To be done:
Word for word, transcribe the lines below and drop the pictures.

Task input:

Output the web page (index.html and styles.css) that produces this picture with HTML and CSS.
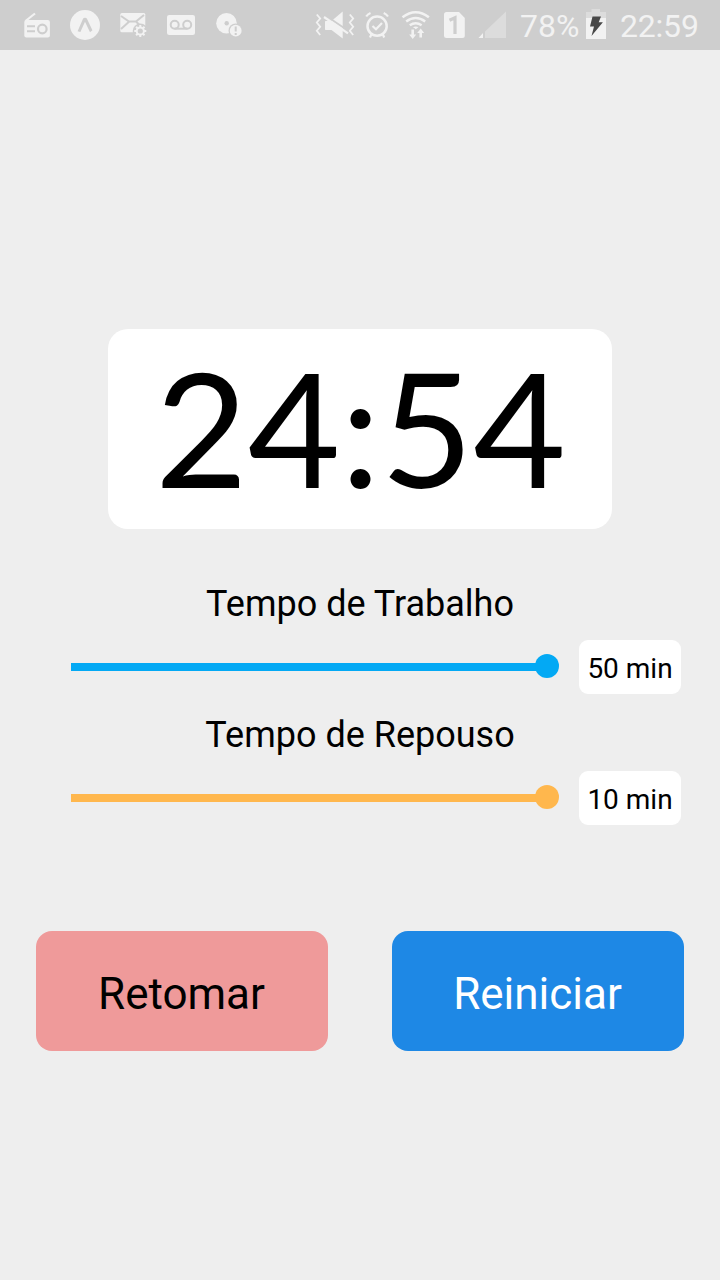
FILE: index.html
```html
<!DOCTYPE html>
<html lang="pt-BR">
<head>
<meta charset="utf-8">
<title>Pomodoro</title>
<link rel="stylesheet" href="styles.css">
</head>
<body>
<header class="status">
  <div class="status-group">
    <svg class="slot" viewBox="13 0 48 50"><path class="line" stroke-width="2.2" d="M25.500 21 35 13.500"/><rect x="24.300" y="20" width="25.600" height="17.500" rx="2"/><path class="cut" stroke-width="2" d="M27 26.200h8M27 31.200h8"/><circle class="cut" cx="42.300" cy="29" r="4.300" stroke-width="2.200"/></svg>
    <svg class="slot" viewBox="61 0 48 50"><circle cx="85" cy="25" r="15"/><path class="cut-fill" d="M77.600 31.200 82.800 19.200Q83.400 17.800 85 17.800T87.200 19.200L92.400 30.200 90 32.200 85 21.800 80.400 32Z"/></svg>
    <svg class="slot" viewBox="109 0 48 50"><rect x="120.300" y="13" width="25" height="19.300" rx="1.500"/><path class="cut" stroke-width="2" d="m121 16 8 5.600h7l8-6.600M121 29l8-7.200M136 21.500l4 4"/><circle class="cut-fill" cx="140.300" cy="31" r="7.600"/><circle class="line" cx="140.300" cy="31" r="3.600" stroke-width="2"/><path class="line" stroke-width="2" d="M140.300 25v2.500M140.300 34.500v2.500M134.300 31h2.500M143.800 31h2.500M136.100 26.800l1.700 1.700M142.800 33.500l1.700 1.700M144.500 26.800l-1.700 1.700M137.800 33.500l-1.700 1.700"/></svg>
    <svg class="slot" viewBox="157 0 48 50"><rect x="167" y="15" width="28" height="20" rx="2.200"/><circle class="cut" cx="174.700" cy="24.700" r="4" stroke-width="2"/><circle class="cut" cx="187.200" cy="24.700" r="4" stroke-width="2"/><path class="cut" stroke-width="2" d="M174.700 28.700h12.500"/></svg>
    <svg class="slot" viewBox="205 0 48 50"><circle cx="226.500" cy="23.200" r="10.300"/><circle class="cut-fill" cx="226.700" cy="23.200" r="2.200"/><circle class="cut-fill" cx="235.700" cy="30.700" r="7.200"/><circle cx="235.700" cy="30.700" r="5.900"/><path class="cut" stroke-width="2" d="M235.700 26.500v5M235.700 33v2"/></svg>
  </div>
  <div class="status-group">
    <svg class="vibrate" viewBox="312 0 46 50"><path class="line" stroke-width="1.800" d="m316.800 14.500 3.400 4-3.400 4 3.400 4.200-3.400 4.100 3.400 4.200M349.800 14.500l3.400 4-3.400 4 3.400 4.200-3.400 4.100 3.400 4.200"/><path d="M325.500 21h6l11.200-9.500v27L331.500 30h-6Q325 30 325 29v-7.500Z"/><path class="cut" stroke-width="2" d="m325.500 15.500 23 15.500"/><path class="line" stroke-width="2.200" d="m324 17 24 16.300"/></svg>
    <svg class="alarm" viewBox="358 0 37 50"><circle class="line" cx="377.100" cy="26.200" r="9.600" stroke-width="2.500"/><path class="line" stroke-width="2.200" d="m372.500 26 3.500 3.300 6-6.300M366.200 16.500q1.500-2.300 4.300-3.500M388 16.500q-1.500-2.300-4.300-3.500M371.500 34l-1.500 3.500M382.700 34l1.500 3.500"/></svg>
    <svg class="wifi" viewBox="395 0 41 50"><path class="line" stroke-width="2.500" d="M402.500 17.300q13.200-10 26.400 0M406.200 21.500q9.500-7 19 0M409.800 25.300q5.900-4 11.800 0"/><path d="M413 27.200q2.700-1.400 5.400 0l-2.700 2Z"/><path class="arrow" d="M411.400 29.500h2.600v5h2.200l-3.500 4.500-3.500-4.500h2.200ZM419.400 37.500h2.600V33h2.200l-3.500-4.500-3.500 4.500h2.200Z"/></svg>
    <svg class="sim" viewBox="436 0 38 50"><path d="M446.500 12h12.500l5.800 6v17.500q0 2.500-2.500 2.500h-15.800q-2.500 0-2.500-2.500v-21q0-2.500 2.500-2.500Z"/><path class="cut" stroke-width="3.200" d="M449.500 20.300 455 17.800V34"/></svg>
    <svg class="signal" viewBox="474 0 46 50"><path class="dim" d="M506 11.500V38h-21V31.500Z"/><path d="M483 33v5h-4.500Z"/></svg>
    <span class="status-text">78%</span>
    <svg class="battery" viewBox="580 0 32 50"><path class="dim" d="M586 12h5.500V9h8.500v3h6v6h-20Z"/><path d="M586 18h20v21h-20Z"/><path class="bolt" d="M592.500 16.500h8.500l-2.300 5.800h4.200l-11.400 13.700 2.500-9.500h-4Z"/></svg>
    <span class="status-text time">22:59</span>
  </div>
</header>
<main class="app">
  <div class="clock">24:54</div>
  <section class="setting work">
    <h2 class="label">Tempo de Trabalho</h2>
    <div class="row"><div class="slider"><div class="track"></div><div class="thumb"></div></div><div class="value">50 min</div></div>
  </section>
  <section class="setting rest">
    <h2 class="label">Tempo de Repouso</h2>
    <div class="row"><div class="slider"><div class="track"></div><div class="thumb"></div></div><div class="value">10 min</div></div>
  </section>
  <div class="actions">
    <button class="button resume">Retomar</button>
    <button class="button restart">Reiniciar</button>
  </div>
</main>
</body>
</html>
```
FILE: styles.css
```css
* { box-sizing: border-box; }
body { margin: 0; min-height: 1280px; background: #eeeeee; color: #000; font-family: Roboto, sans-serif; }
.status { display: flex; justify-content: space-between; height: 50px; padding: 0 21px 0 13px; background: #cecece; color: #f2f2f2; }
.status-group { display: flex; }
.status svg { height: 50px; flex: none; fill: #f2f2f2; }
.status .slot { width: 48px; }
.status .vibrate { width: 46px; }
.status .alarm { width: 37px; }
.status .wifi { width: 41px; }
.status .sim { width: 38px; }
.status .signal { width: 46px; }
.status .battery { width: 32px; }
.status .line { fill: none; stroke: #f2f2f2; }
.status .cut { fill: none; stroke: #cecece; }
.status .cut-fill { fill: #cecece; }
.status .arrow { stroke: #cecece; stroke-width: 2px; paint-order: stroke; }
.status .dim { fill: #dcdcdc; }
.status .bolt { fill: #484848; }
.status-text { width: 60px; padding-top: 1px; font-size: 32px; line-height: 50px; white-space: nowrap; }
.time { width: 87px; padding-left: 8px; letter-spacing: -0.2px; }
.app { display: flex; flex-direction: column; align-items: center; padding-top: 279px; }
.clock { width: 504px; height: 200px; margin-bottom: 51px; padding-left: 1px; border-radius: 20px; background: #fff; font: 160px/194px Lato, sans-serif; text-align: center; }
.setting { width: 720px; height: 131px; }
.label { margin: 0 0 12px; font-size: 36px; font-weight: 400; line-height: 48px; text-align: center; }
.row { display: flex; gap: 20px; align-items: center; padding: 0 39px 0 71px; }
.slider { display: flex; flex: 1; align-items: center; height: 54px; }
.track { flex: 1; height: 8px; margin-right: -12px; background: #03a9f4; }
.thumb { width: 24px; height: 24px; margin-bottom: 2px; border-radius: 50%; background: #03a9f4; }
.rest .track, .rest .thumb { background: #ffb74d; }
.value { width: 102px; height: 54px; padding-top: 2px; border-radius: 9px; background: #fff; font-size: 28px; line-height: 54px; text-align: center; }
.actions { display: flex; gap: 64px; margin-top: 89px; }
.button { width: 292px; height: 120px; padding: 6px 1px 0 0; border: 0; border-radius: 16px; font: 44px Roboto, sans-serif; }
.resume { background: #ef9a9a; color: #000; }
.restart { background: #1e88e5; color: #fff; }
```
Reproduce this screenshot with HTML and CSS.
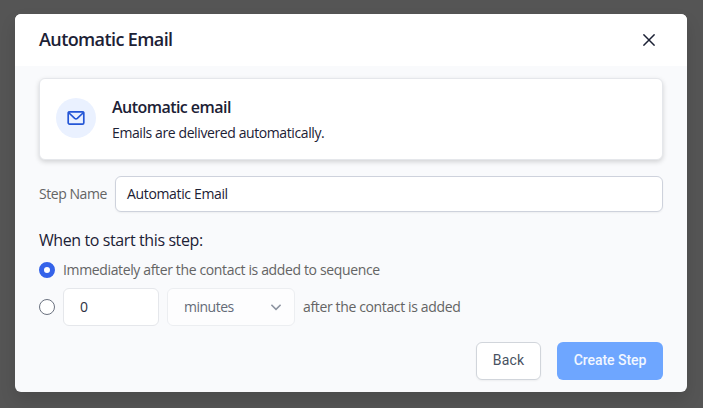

Result below:
Output the web page (index.html and styles.css) that produces this picture with HTML and CSS.
FILE: index.html
```html
<!DOCTYPE html>
<html lang="pt-BR">
<head>
<meta charset="utf-8">
<title>Pomodoro</title>
<link rel="stylesheet" href="styles.css">
</head>
<body>
<header class="status">
  <div class="status-group">
    <svg class="slot" viewBox="13 0 48 50"><path class="line" stroke-width="2.2" d="M25.500 21 35 13.500"/><rect x="24.300" y="20" width="25.600" height="17.500" rx="2"/><path class="cut" stroke-width="2" d="M27 26.200h8M27 31.200h8"/><circle class="cut" cx="42.300" cy="29" r="4.300" stroke-width="2.200"/></svg>
    <svg class="slot" viewBox="61 0 48 50"><circle cx="85" cy="25" r="15"/><path class="cut-fill" d="M77.600 31.200 82.800 19.200Q83.400 17.800 85 17.800T87.200 19.200L92.400 30.200 90 32.200 85 21.800 80.400 32Z"/></svg>
    <svg class="slot" viewBox="109 0 48 50"><rect x="120.300" y="13" width="25" height="19.300" rx="1.500"/><path class="cut" stroke-width="2" d="m121 16 8 5.600h7l8-6.600M121 29l8-7.200M136 21.500l4 4"/><circle class="cut-fill" cx="140.300" cy="31" r="7.600"/><circle class="line" cx="140.300" cy="31" r="3.600" stroke-width="2"/><path class="line" stroke-width="2" d="M140.300 25v2.500M140.300 34.500v2.500M134.300 31h2.500M143.800 31h2.500M136.100 26.800l1.700 1.700M142.800 33.500l1.700 1.700M144.500 26.800l-1.700 1.700M137.800 33.500l-1.700 1.700"/></svg>
    <svg class="slot" viewBox="157 0 48 50"><rect x="167" y="15" width="28" height="20" rx="2.200"/><circle class="cut" cx="174.700" cy="24.700" r="4" stroke-width="2"/><circle class="cut" cx="187.200" cy="24.700" r="4" stroke-width="2"/><path class="cut" stroke-width="2" d="M174.700 28.700h12.500"/></svg>
    <svg class="slot" viewBox="205 0 48 50"><circle cx="226.500" cy="23.200" r="10.300"/><circle class="cut-fill" cx="226.700" cy="23.200" r="2.200"/><circle class="cut-fill" cx="235.700" cy="30.700" r="7.200"/><circle cx="235.700" cy="30.700" r="5.900"/><path class="cut" stroke-width="2" d="M235.700 26.500v5M235.700 33v2"/></svg>
  </div>
  <div class="status-group">
    <svg class="vibrate" viewBox="312 0 46 50"><path class="line" stroke-width="1.800" d="m316.800 14.500 3.400 4-3.400 4 3.400 4.200-3.400 4.100 3.400 4.200M349.800 14.500l3.400 4-3.400 4 3.400 4.200-3.400 4.100 3.400 4.200"/><path d="M325.500 21h6l11.200-9.500v27L331.500 30h-6Q325 30 325 29v-7.500Z"/><path class="cut" stroke-width="2" d="m325.500 15.500 23 15.500"/><path class="line" stroke-width="2.200" d="m324 17 24 16.300"/></svg>
    <svg class="alarm" viewBox="358 0 37 50"><circle class="line" cx="377.100" cy="26.200" r="9.600" stroke-width="2.500"/><path class="line" stroke-width="2.200" d="m372.500 26 3.500 3.300 6-6.300M366.200 16.500q1.500-2.300 4.300-3.500M388 16.500q-1.500-2.300-4.300-3.500M371.500 34l-1.500 3.500M382.700 34l1.500 3.500"/></svg>
    <svg class="wifi" viewBox="395 0 41 50"><path class="line" stroke-width="2.500" d="M402.500 17.300q13.200-10 26.400 0M406.200 21.500q9.500-7 19 0M409.800 25.300q5.900-4 11.800 0"/><path d="M413 27.200q2.700-1.400 5.400 0l-2.700 2Z"/><path class="arrow" d="M411.400 29.500h2.600v5h2.200l-3.500 4.500-3.500-4.500h2.200ZM419.400 37.500h2.600V33h2.200l-3.500-4.500-3.500 4.500h2.200Z"/></svg>
    <svg class="sim" viewBox="436 0 38 50"><path d="M446.500 12h12.500l5.800 6v17.500q0 2.500-2.500 2.500h-15.800q-2.500 0-2.500-2.500v-21q0-2.500 2.500-2.500Z"/><path class="cut" stroke-width="3.200" d="M449.500 20.300 455 17.800V34"/></svg>
    <svg class="signal" viewBox="474 0 46 50"><path class="dim" d="M506 11.500V38h-21V31.500Z"/><path d="M483 33v5h-4.500Z"/></svg>
    <span class="status-text">78%</span>
    <svg class="battery" viewBox="580 0 32 50"><path class="dim" d="M586 12h5.500V9h8.500v3h6v6h-20Z"/><path d="M586 18h20v21h-20Z"/><path class="bolt" d="M592.500 16.500h8.500l-2.300 5.800h4.200l-11.400 13.700 2.500-9.500h-4Z"/></svg>
    <span class="status-text time">22:59</span>
  </div>
</header>
<main class="app">
  <div class="clock">24:54</div>
  <section class="setting work">
    <h2 class="label">Tempo de Trabalho</h2>
    <div class="row"><div class="slider"><div class="track"></div><div class="thumb"></div></div><div class="value">50 min</div></div>
  </section>
  <section class="setting rest">
    <h2 class="label">Tempo de Repouso</h2>
    <div class="row"><div class="slider"><div class="track"></div><div class="thumb"></div></div><div class="value">10 min</div></div>
  </section>
  <div class="actions">
    <button class="button resume">Retomar</button>
    <button class="button restart">Reiniciar</button>
  </div>
</main>
</body>
</html>
```
FILE: styles.css
```css
* { box-sizing: border-box; }
body { margin: 0; min-height: 1280px; background: #eeeeee; color: #000; font-family: Roboto, sans-serif; }
.status { display: flex; justify-content: space-between; height: 50px; padding: 0 21px 0 13px; background: #cecece; color: #f2f2f2; }
.status-group { display: flex; }
.status svg { height: 50px; flex: none; fill: #f2f2f2; }
.status .slot { width: 48px; }
.status .vibrate { width: 46px; }
.status .alarm { width: 37px; }
.status .wifi { width: 41px; }
.status .sim { width: 38px; }
.status .signal { width: 46px; }
.status .battery { width: 32px; }
.status .line { fill: none; stroke: #f2f2f2; }
.status .cut { fill: none; stroke: #cecece; }
.status .cut-fill { fill: #cecece; }
.status .arrow { stroke: #cecece; stroke-width: 2px; paint-order: stroke; }
.status .dim { fill: #dcdcdc; }
.status .bolt { fill: #484848; }
.status-text { width: 60px; padding-top: 1px; font-size: 32px; line-height: 50px; white-space: nowrap; }
.time { width: 87px; padding-left: 8px; letter-spacing: -0.2px; }
.app { display: flex; flex-direction: column; align-items: center; padding-top: 279px; }
.clock { width: 504px; height: 200px; margin-bottom: 51px; padding-left: 1px; border-radius: 20px; background: #fff; font: 160px/194px Lato, sans-serif; text-align: center; }
.setting { width: 720px; height: 131px; }
.label { margin: 0 0 12px; font-size: 36px; font-weight: 400; line-height: 48px; text-align: center; }
.row { display: flex; gap: 20px; align-items: center; padding: 0 39px 0 71px; }
.slider { display: flex; flex: 1; align-items: center; height: 54px; }
.track { flex: 1; height: 8px; margin-right: -12px; background: #03a9f4; }
.thumb { width: 24px; height: 24px; margin-bottom: 2px; border-radius: 50%; background: #03a9f4; }
.rest .track, .rest .thumb { background: #ffb74d; }
.value { width: 102px; height: 54px; padding-top: 2px; border-radius: 9px; background: #fff; font-size: 28px; line-height: 54px; text-align: center; }
.actions { display: flex; gap: 64px; margin-top: 89px; }
.button { width: 292px; height: 120px; padding: 6px 1px 0 0; border: 0; border-radius: 16px; font: 44px Roboto, sans-serif; }
.resume { background: #ef9a9a; color: #000; }
.restart { background: #1e88e5; color: #fff; }
```
Reproduce this screenshot with HTML and CSS.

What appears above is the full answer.